The Fall of Bloodshot is VALIANT’s Best Ever Single Comic


THIS is what I’m talking about right here. Couple this with how much I enjoyed IMAGE’s Island and I’m having a damn good comics week.

I LOVED VALIANT’s Legends of the Geomancer #1 and to a lesser extent enjoyed Book of Death #1 but I wasn’t all in on the execution and presentation for the latter as I was the concept for an event level comic, and The Fall of Bloodshot offers up more of everything what I liked and was just more clean of a book overall and stands as my favorite issue of Bloodshot perhaps ever, which oddly is something I’ve had quite the opposite reaction to in that I’ve thought the execution of his series, Bloodshot Reborn, has been terrific but in premise it wasn’t really my personal preference.

I’m a big fan of Jeff Lemire though so I know he has it in him to turn on a dime. This is that Descender guy.

The Fall of Bloodshot was all of what I found compelling in the good parts of Book of Death #1, namely the actual telling of the Book of Death. None of what I felt were the weaknesses were present because, as one would assume from the title, this The Fall of Bloodshot is exactly what it states, a potential end of the road on the journey that started showing promise to me in the Lemire and Guice Free Comic Book Day Bloodshot story.

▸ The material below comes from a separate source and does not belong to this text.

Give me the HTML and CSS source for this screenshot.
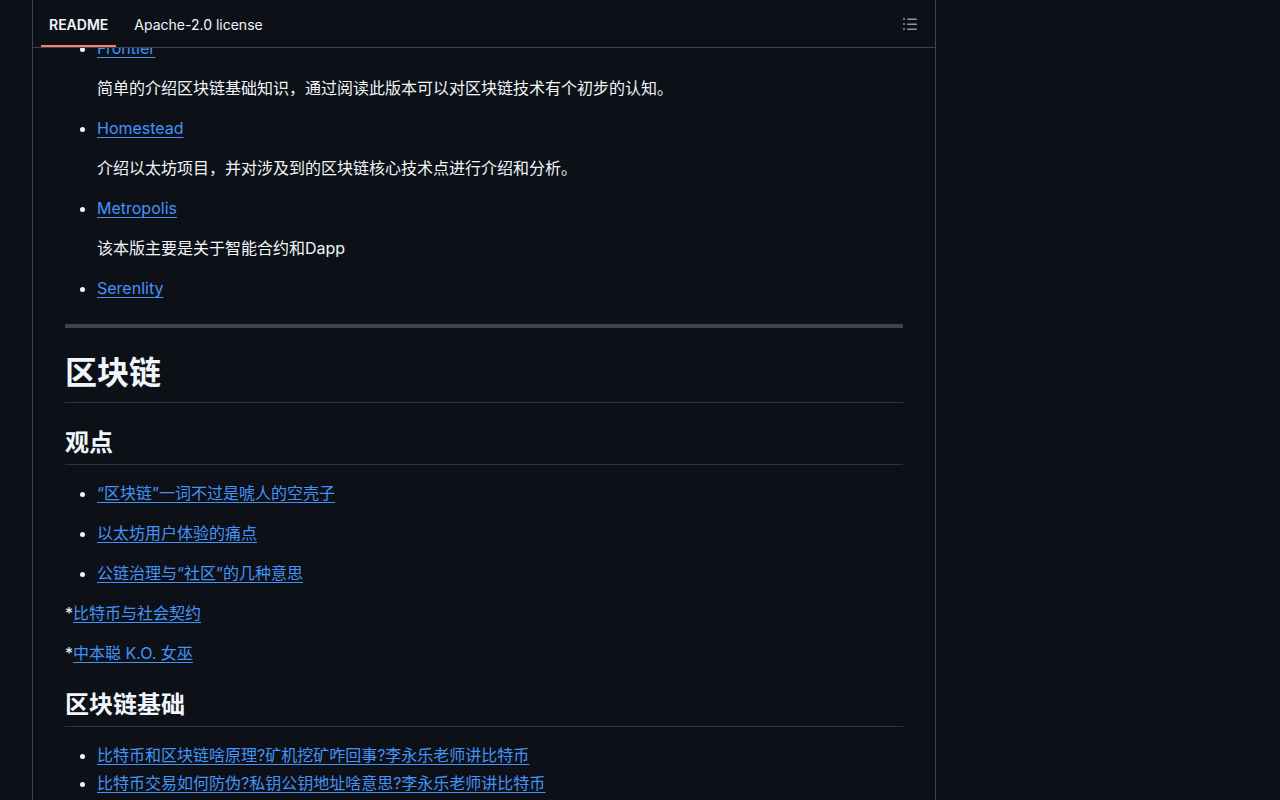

Before the end however we get the best type of VALIANT storytelling though. Flashes of the future with Bloodshot retelling beats from what is a long personal history. A history that’s nothing near as grounded and noirish as we see in Bloodshot Reborn and is all that actual good shit that I want to read, as if we took all the shards of a Rai #0 and created with them whole issues for each of them. Lemire and Braithwaite unveil epic Bloodshot. Dino hunting, barbarian warlord space king, Eskimo spearmen, pirate Bloodshot, robot wars, and even more he doesn’t tell. It looks like every great genre I want to read Bloodshot in, as he seems to stand in for former VALIANT roles of robot fighter and dinosaur hunter, while still having the time to get in some quality pirating with Armstrong for beer. This is everything. VALIANT at its best. All of these are stories I want more of.

I’m not sure what to make of lil Ray at the end excluding that he’s the antithesis of Bloodsquirt. Ray is Ray. He has a friend. He’s come full circle. His end is witnessed. Perhaps it represented his mind state or maybe it was even the nanites letting him pass with comfort. What Little Ray says is telling. He doesn’t say he doesn’t have anywhere else to be. Instead, he states “Don’t got nowhere left to go”. He leaves what looks to be an advanced rebuilt humanity. He has survived countless battles and wars and I wonder if his thoughts about his nanites being outdated now also means he and they are no longer needed. Did he walk far enough to find peace?

Speaking of peace, I haven’t reviewed Bloodshot Reborn #4 because I just have other VALIANT that interested me more (though the art is so much better now, something left to the imagination now), but the one intriguing thing that occurred in that issue, also written by Lemire, is that the character named Magic is introduced and Bloodshot namechecks her in The Fall of Bloodshot, where he reflects on her as representative of a time of peace in his very long life. Might be another important VALIANT character introduction and I wonder if she’s the blonde we see in splash in Book of Death #1 featuring several unknown characters.

This is VALIANT that I love, and my only fear when reading The Fall of Bloodshot, The Book of Death, and perhaps VALIANT in general is this thought that what’s to come or what could be is always more preferable than what is. This idea that all these good ideas and stories I want to see are always coming or are just footnotes never to be expanded on, while I’m left to follow some crime/cop show. Even Lemire starts off the reflection with:

Those were the good years…

… Years of Adventure

This is the Bloodshot and VALIANT I want to read.

The old VALIANT fan in me is still processing the fate of the fabled Blood of Heroes. Dying in an alley, outdated and failing. But then I think about what I just read. Ray lived and Ray got to die in a way he didn’t live. In peace. I also think about the title of a book by Matthew Stover: Heroes Die.

As it is, the only thing that could have made this better was if Bloodshot was  Afro Bloodshot. Hat tip to Lemire and Braithwaite, one of the best single comics of the year.